Babysitter - Une

[FFO] Babysitter — Un conte étrange qui bouscule les codes du genre

« Si vous aviez vu ce que j’ai trouvé comme costume de Babysitter, vous auriez été super mal à l’aise. »

Le film Babysitter de Monia Chokri, adapté de la pièce éponyme de Catherine Léger, est un conte étrange qui bouscule les codes du genre en abordant de façon subtile et inventive la question de l’agression sexuelle banalisée et de la masculinité toxique dans la société québécoise contemporaine. Ce film tire ainsi son essence en plongeant plus profondément dans l’inconscient, et démontre la dérive d’un couple qui tente de se préserver des faux semblants.

Babysitter - Intro

Je pense que le rire est une très belle manière de faire passer des réflexions. Je ne dis pas « messages » parce que Babysitter n’est pas un film à message.

Monia Chokri

L’ultima maniera du Giallo – Détournement des codes du genre

Le film de Monia Chokri raconte l’histoire d’un père de famille (Patrick Hivon) qui, en embrassant une journaliste sportive en direct à la télévision, déclenche un scandale l’accusant d’agression sexuelle. Il est alors mis à pied pour plusieurs semaines, laissant sa femme (Monia Chokri) et son nouveau-né dans une situation émotionnelle très difficile. L’arrivée de la babysitter (Nadia Tereszkiewicz), bouleverse le couple et le film tout entier. 
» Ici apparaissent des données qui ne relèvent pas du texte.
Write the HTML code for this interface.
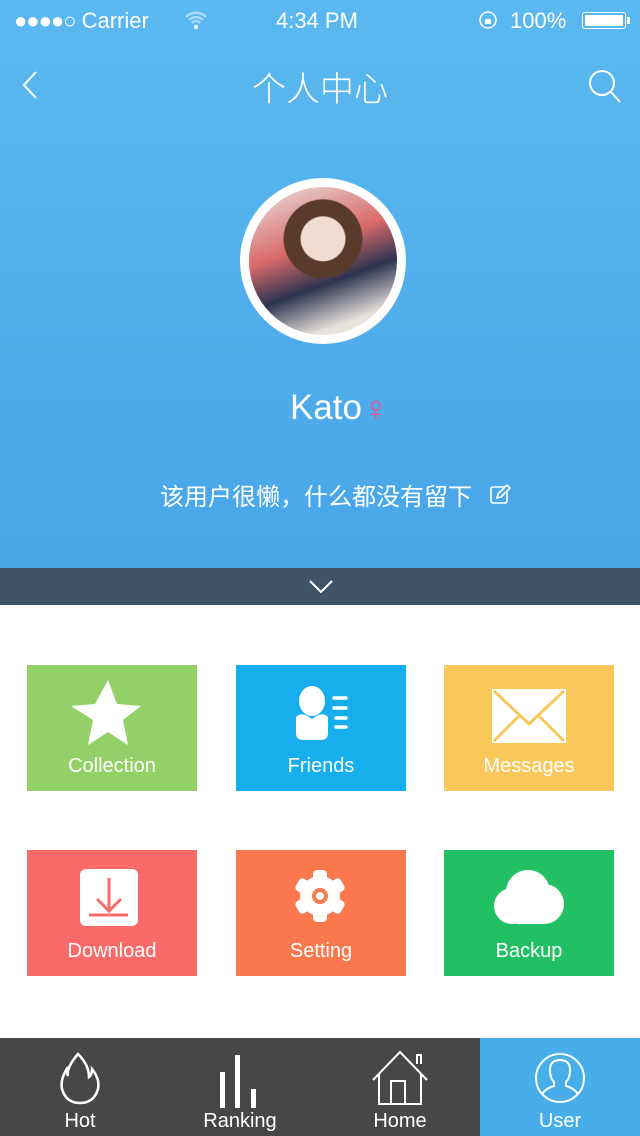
<!DOCTYPE html>
<html><head><meta charset="utf-8"><style>
*{margin:0;padding:0;box-sizing:border-box}
body{width:640px;height:1136px;overflow:hidden;background:#fff;font-family:"Liberation Sans","Noto Sans CJK SC",sans-serif;position:relative}
.hdr{position:absolute;left:0;top:0;width:640px;height:568px;background:linear-gradient(#5bb8f0,#48a6e7)}
.abs{position:absolute}
.w{color:#fff}
.tile{position:absolute;width:170px;height:126px;color:#fff;font-size:20px;text-align:center}
.tile span{position:absolute;left:0;right:0;top:90px}
.tab{position:absolute;top:1038px;width:160px;height:98px;color:#fff;font-size:20px;text-align:center}
.tab span{position:absolute;left:0;right:0;top:72px}
</style></head><body>
<div class="hdr"></div>
<div class="abs w" style="left:14px;top:8px;font-size:22px;">
<span style="letter-spacing:-1px">●●●●○</span>&nbsp;Carrier</div>
<svg class="abs" style="left:184px;top:10px" width="24" height="20" viewBox="0 0 24 20"><path d="M2 7a14 14 0 0 1 20 0M5 10a10 10 0 0 1 14 0M8 13a5 5 0 0 1 8 0" stroke="#a9d9f7" stroke-width="2.5" fill="none"/><circle cx="12" cy="17" r="2" fill="#fff"/></svg>
<div class="abs w" style="left:276px;top:8px;font-size:22px">4:34 PM</div>
<svg class="abs" style="left:478px;top:10px" width="22" height="20"><circle cx="10" cy="10" r="8" stroke="#fff" fill="none" stroke-width="1.5"/><rect x="7" y="9" width="6" height="5" fill="#fff"/></svg>
<div class="abs w" style="left:510px;top:8px;font-size:22px">100%</div>
<div class="abs" style="left:582px;top:12px;width:44px;height:17px;border:1.5px solid #fff;border-radius:3px;padding:2px"><div style="background:#fff;width:100%;height:100%"></div></div>
<div class="abs" style="left:627px;top:17px;width:3px;height:7px;background:#fff"></div>
<svg class="abs" style="left:18px;top:70px" width="24" height="30"><path d="M18 2L6 15l12 13" stroke="#fff" stroke-width="2" fill="none"/></svg>
<div class="abs w" style="left:0;width:640px;top:62px;text-align:center;font-size:34px;font-weight:300">个人中心</div>
<svg class="abs" style="left:586px;top:68px" width="38" height="36"><circle cx="16" cy="15" r="12" stroke="#fff" stroke-width="2" fill="none"/><path d="M25 24l9 10" stroke="#fff" stroke-width="2"/></svg>
<div class="abs" style="left:240px;top:178px;width:166px;height:166px;border-radius:50%;background:#fff"></div>
<div class="abs" style="left:249px;top:187px;width:148px;height:148px;border-radius:50%;overflow:hidden;background:radial-gradient(circle at 50% 35%,#f2dccf 0 18%,#5a3a2a 19% 32%,transparent 33%),linear-gradient(160deg,#e8e4e0 0%,#d96a6a 40%,#2c3350 62%,#e9e3dd 85%)"></div>
<div class="abs w" style="left:290px;top:388px;font-size:35px">Kato<span style="color:#e8538a;font-size:36px;vertical-align:-2px">♀</span></div>
<div class="abs w" style="left:160px;top:477px;font-size:24px">该用户很懒，什么都没有留下</div>
<svg class="abs" style="left:489px;top:483px" width="22" height="22"><rect x="2" y="4" width="16" height="16" rx="2" stroke="#fff" stroke-width="1.6" fill="none"/><path d="M8 15l1-4 9-9 3 3-9 9z" stroke="#fff" stroke-width="1.6" fill="#4aa8e8"/></svg>
<div class="abs" style="left:0;top:568px;width:640px;height:37px;background:#3f5469"></div>
<svg class="abs" style="left:308px;top:577px" width="26" height="18"><path d="M2 4l11 11L24 4" stroke="#fff" stroke-width="2" fill="none"/></svg>

<div class="tile" style="left:27px;top:665px;background:#94d068"><svg class="abs" style="left:45px;top:12px" width="72" height="72" viewBox="0 0 72 72"><path d="M36 3l9 24 24 2-18 14 5 25-20-13-20 13 5-25L-1 29l24-2z" fill="#fff"/></svg><span>Collection</span></div>
<div class="tile" style="left:236px;top:665px;background:#17aeee"><svg class="abs" style="left:56px;top:20px" width="60" height="60"><ellipse cx="20" cy="16" rx="13" ry="15" fill="#fff"/><path d="M4 32q6-6 16 2q10-8 16-2v16q0 7-7 7H11q-7 0-7-7z" fill="#fff"/><path d="M42 13h12M42 23h12M44 33h10M44 42h10" stroke="#fff" stroke-width="3.5" stroke-linecap="round"/></svg><span>Friends</span></div>
<div class="tile" style="left:444px;top:665px;background:#f9c85a"><svg class="abs" style="left:48px;top:24px" width="74" height="56"><rect x="0" y="0" width="74" height="54" fill="#fff"/><path d="M2 2l35 33 35-33M2 52l26-26M72 52L46 26" stroke="#f9c85a" stroke-width="3" fill="none"/></svg><span>Messages</span></div>
<div class="tile" style="left:27px;top:850px;background:#f96b68"><svg class="abs" style="left:53px;top:19px" width="58" height="58"><rect width="58" height="57" rx="6" fill="#fff"/><path d="M29 9v33M17 30l12 12 12-12M9 46h39" stroke="#f96b68" stroke-width="3" fill="none"/></svg><span>Download</span></div>
<div class="tile" style="left:236px;top:850px;background:#f9784e"><svg class="abs" style="left:56px;top:18px" width="56" height="56" viewBox="0 0 56 56"><g fill="#fff"><circle cx="28" cy="28" r="20"/><rect x="21" y="2" width="14" height="52" rx="4"/><rect x="21" y="2" width="14" height="52" rx="4" transform="rotate(60 28 28)"/><rect x="21" y="2" width="14" height="52" rx="4" transform="rotate(120 28 28)"/></g><circle cx="28" cy="28" r="6" stroke="#f9784e" stroke-width="4" fill="none"/></svg><span>Setting</span></div>
<div class="tile" style="left:444px;top:850px;background:#22c064"><svg class="abs" style="left:44px;top:18px" width="80" height="60"><circle cx="40" cy="24" r="22" fill="#fff"/><circle cx="24" cy="38" r="18" fill="#fff"/><circle cx="56" cy="36" r="20" fill="#fff"/><rect x="22" y="30" width="40" height="26" rx="8" fill="#fff"/></svg><span>Backup</span></div>

<div class="abs" style="left:0;top:1038px;width:640px;height:98px;background:#474747"></div>
<div class="abs" style="left:480px;top:1038px;width:160px;height:98px;background:#47aeea"></div>
<div class="tab" style="left:0"><svg class="abs" style="left:56px;top:12px" width="48" height="56"><path d="M22 4q-12 14-10 22-2-4 0-9-8 12-6 22 4 14 18 14t18-14q2-10-6-20 0 6-3 8 0-12-11-23z" stroke="#fff" stroke-width="2.5" fill="none"/></svg><span>Hot</span></div>
<div class="tab" style="left:160px"><svg class="abs" style="left:55px;top:14px" width="50" height="56"><rect x="5" y="20" width="5" height="36" fill="#fff"/><rect x="20" y="3" width="5" height="53" fill="#fff"/><rect x="36" y="37" width="5" height="19" fill="#fff"/></svg><span>Ranking</span></div>
<div class="tab" style="left:320px"><svg class="abs" style="left:50px;top:12px" width="60" height="56"><path d="M3 30L30 2l27 28M9 24v30h42V24M21 54V31h14v23M47 14V5h4v9" stroke="#fff" stroke-width="2" fill="none"/></svg><span>Home</span></div>
<div class="tab" style="left:480px"><svg class="abs" style="left:54px;top:14px" width="52" height="52"><circle cx="26" cy="26" r="24" stroke="#fff" stroke-width="2" fill="none"/><path d="M8 42q4-6 12-8v-4q-4-4-4-12 0-10 10-10t10 10q0 8-4 12v4q8 2 12 8" stroke="#fff" stroke-width="2" fill="none"/></svg><span>User</span></div>
</body></html>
Babysitter - Avais envie citation
La babysitter (Nadia Tereszkiewicz)

Babysitter tire son essence en plongeant plus profondément dans l’inconscient, et démontre la dérive d’un couple qui tente de se préserver des faux semblants.

« J’ai puisé mon inspiration dans le cinéma des années 1970, mais aussi dans les films érotiques de l’époque, qui ont maltraité le statut des femmes. J’ai utilisé les codes du genre pour les déconstruire », explique Monia Chokri. 

Le film de Monia Chokri explore avant tout la quête personnelle de la femme pour se retrouver elle-même. Dans une société qui la réduit à un objet, certaines femmes ont fini par abandonner et accepter cette réalité. Cette lutte quotidienne épuisante se manifeste à travers le couple formé par Nadine (interprétée par Monia Chokri) et Cédric (Patrick Hivon), dont les échanges limités, les regards dépités et les remarques cinglantes traduisent leur profond malaise au sein d’une relation supposée idéale.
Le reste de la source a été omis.